* [The exercise]:
Write out every line of the material as it stands, apart from the pictures.

** start **

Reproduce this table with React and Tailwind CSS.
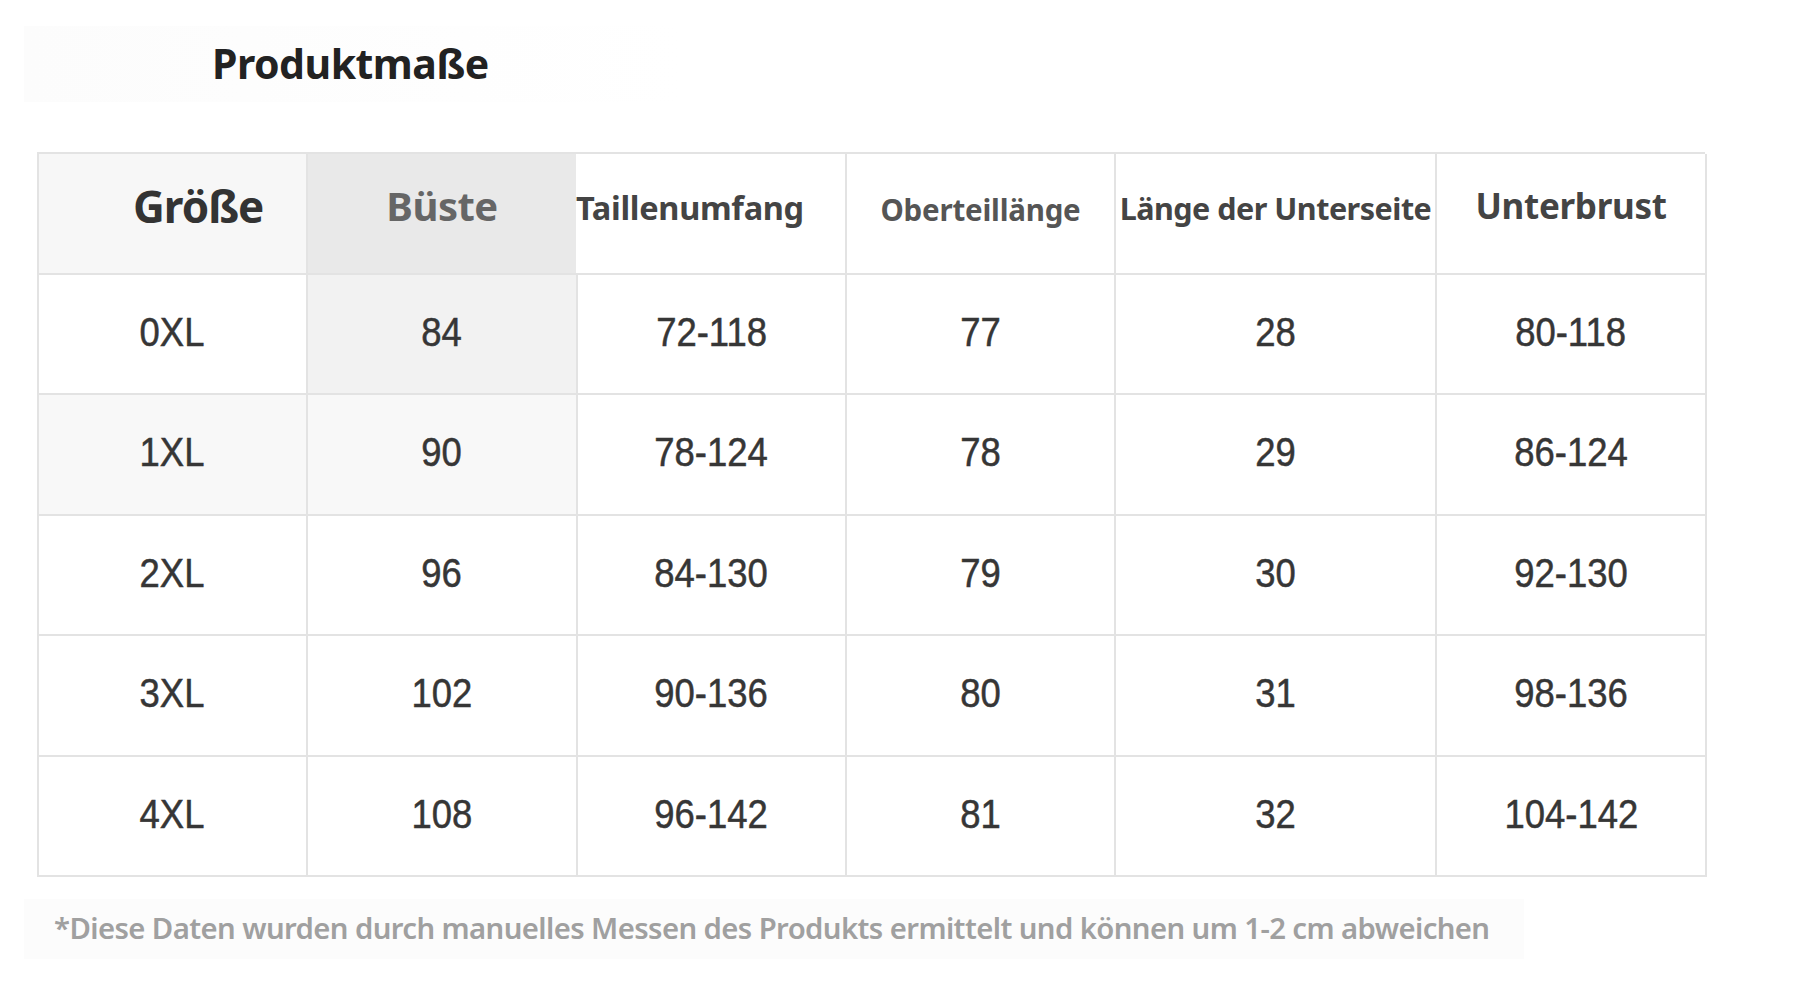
const COLS = "grid-cols-[269px_270px_269px_269px_321px_270px]";

const rows = [
  ["0XL", "84", "72-118", "77", "28", "80-118"],
  ["1XL", "90", "78-124", "78", "29", "86-124"],
  ["2XL", "96", "84-130", "79", "30", "92-130"],
  ["3XL", "102", "90-136", "80", "31", "98-136"],
  ["4XL", "108", "96-142", "81", "32", "104-142"],
];

function Num({ children }) {
  return (
    <span className="inline-block scale-x-[0.9] font-['Liberation_Sans',Arial,sans-serif] text-[40.5px] leading-none text-[#363636] [-webkit-text-stroke:0.5px_#363636]">
      {children}
    </span>
  );
}

function cellBg(r, c) {
  if (r === 0 && c === 1) return "bg-[#f2f2f2]";
  if (r === 1 && c < 2) return "bg-[#f8f8f8]";
  return "bg-white";
}

export default function App() {
  return (
    <div className="w-[1800px] h-[998px] bg-white font-['Noto_Sans',sans-serif] overflow-hidden">
      <div className="pt-[26px] pl-[24px]">
        <div className="w-[660px] h-[76px] bg-gradient-to-r from-[#fcfcfc] to-white flex items-center pl-[188px]">
          <h1 className="text-[41px] font-bold text-[#222] tracking-[-0.5px]">Produktmaße</h1>
        </div>
      </div>

      <div className={`ml-[37px] mt-[50px] grid ${COLS} border-l-2 border-t-2 border-[#e3e3e3] w-[1668px]`}>
        <div className="h-[120.5px] border-r-2 border-b-2 border-[#e3e3e3] bg-[#f7f7f7] flex items-center pl-[94px] pb-[14px]">
          <span className="text-[44px] font-bold text-[#333] tracking-[-1px]">Größe</span>
        </div>
        <div className="h-[120.5px] border-r-2 border-b-2 border-[#e3e3e3] bg-[#e9e9e9] flex items-center justify-center pb-[14px]">
          <span className="text-[40px] font-bold text-[#666] tracking-[-0.5px]">Büste</span>
        </div>
        <div className="h-[120.5px] border-r-2 border-b-2 border-[#e3e3e3] bg-white flex items-center pb-[9px] -ml-[2px]">
          <span className="text-[32.5px] font-bold text-[#444] tracking-[-0.3px] whitespace-nowrap">Taillenumfang</span>
        </div>
        <div className="h-[120.5px] border-r-2 border-b-2 border-[#e3e3e3] bg-white flex items-center justify-center pb-[7px]">
          <span className="text-[29.5px] font-bold text-[#555] tracking-[-0.2px] whitespace-nowrap">Oberteillänge</span>
        </div>
        <div className="h-[120.5px] border-r-2 border-b-2 border-[#e3e3e3] bg-white flex items-center justify-center pb-[8px]">
          <span className="text-[30.5px] font-bold text-[#444] tracking-[-0.5px] whitespace-nowrap">Länge der Unterseite</span>
        </div>
        <div className="h-[120.5px] border-r-2 border-b-2 border-[#e3e3e3] bg-white flex items-center justify-center pb-[14px]">
          <span className="text-[35px] font-bold text-[#444] tracking-[-0.3px]">Unterbrust</span>
        </div>

        {rows.map((row, r) =>
          row.map((val, c) => (
            <div
              key={r + "-" + c}
              className={`h-[120.5px] border-r-2 border-b-2 border-[#e3e3e3] ${cellBg(r, c)} flex items-center justify-center pb-[4px]`}
            >
              <Num>{val}</Num>
            </div>
          ))
        )}
      </div>

      <div className="ml-[24px] mt-[22px] w-[1500px] h-[60px] bg-[#fcfcfc] flex items-center pl-[30px]">
        <p className="text-[29.3px] font-semibold text-[#a0a0a0] tracking-[-0.6px] whitespace-nowrap">
          *Diese Daten wurden durch manuelles Messen des Produkts ermittelt und können um 1-2 cm abweichen
        </p>
      </div>
    </div>
  );
}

** end **

* [Complete response]:
Reproduce this table with React and Tailwind CSS.
const COLS = "grid-cols-[269px_270px_269px_269px_321px_270px]";

const rows = [
  ["0XL", "84", "72-118", "77", "28", "80-118"],
  ["1XL", "90", "78-124", "78", "29", "86-124"],
  ["2XL", "96", "84-130", "79", "30", "92-130"],
  ["3XL", "102", "90-136", "80", "31", "98-136"],
  ["4XL", "108", "96-142", "81", "32", "104-142"],
];

function Num({ children }) {
  return (
    <span className="inline-block scale-x-[0.9] font-['Liberation_Sans',Arial,sans-serif] text-[40.5px] leading-none text-[#363636] [-webkit-text-stroke:0.5px_#363636]">
      {children}
    </span>
  );
}

function cellBg(r, c) {
  if (r === 0 && c === 1) return "bg-[#f2f2f2]";
  if (r === 1 && c < 2) return "bg-[#f8f8f8]";
  return "bg-white";
}

export default function App() {
  return (
    <div className="w-[1800px] h-[998px] bg-white font-['Noto_Sans',sans-serif] overflow-hidden">
      <div className="pt-[26px] pl-[24px]">
        <div className="w-[660px] h-[76px] bg-gradient-to-r from-[#fcfcfc] to-white flex items-center pl-[188px]">
          <h1 className="text-[41px] font-bold text-[#222] tracking-[-0.5px]">Produktmaße</h1>
        </div>
      </div>

      <div className={`ml-[37px] mt-[50px] grid ${COLS} border-l-2 border-t-2 border-[#e3e3e3] w-[1668px]`}>
        <div className="h-[120.5px] border-r-2 border-b-2 border-[#e3e3e3] bg-[#f7f7f7] flex items-center pl-[94px] pb-[14px]">
          <span className="text-[44px] font-bold text-[#333] tracking-[-1px]">Größe</span>
        </div>
        <div className="h-[120.5px] border-r-2 border-b-2 border-[#e3e3e3] bg-[#e9e9e9] flex items-center justify-center pb-[14px]">
          <span className="text-[40px] font-bold text-[#666] tracking-[-0.5px]">Büste</span>
        </div>
        <div className="h-[120.5px] border-r-2 border-b-2 border-[#e3e3e3] bg-white flex items-center pb-[9px] -ml-[2px]">
          <span className="text-[32.5px] font-bold text-[#444] tracking-[-0.3px] whitespace-nowrap">Taillenumfang</span>
        </div>
        <div className="h-[120.5px] border-r-2 border-b-2 border-[#e3e3e3] bg-white flex items-center justify-center pb-[7px]">
          <span className="text-[29.5px] font-bold text-[#555] tracking-[-0.2px] whitespace-nowrap">Oberteillänge</span>
        </div>
        <div className="h-[120.5px] border-r-2 border-b-2 border-[#e3e3e3] bg-white flex items-center justify-center pb-[8px]">
          <span className="text-[30.5px] font-bold text-[#444] tracking-[-0.5px] whitespace-nowrap">Länge der Unterseite</span>
        </div>
        <div className="h-[120.5px] border-r-2 border-b-2 border-[#e3e3e3] bg-white flex items-center justify-center pb-[14px]">
          <span className="text-[35px] font-bold text-[#444] tracking-[-0.3px]">Unterbrust</span>
        </div>

        {rows.map((row, r) =>
          row.map((val, c) => (
            <div
              key={r + "-" + c}
              className={`h-[120.5px] border-r-2 border-b-2 border-[#e3e3e3] ${cellBg(r, c)} flex items-center justify-center pb-[4px]`}
            >
              <Num>{val}</Num>
            </div>
          ))
        )}
      </div>

      <div className="ml-[24px] mt-[22px] w-[1500px] h-[60px] bg-[#fcfcfc] flex items-center pl-[30px]">
        <p className="text-[29.3px] font-semibold text-[#a0a0a0] tracking-[-0.6px] whitespace-nowrap">
          *Diese Daten wurden durch manuelles Messen des Produkts ermittelt und können um 1-2 cm abweichen
        </p>
      </div>
    </div>
  );
}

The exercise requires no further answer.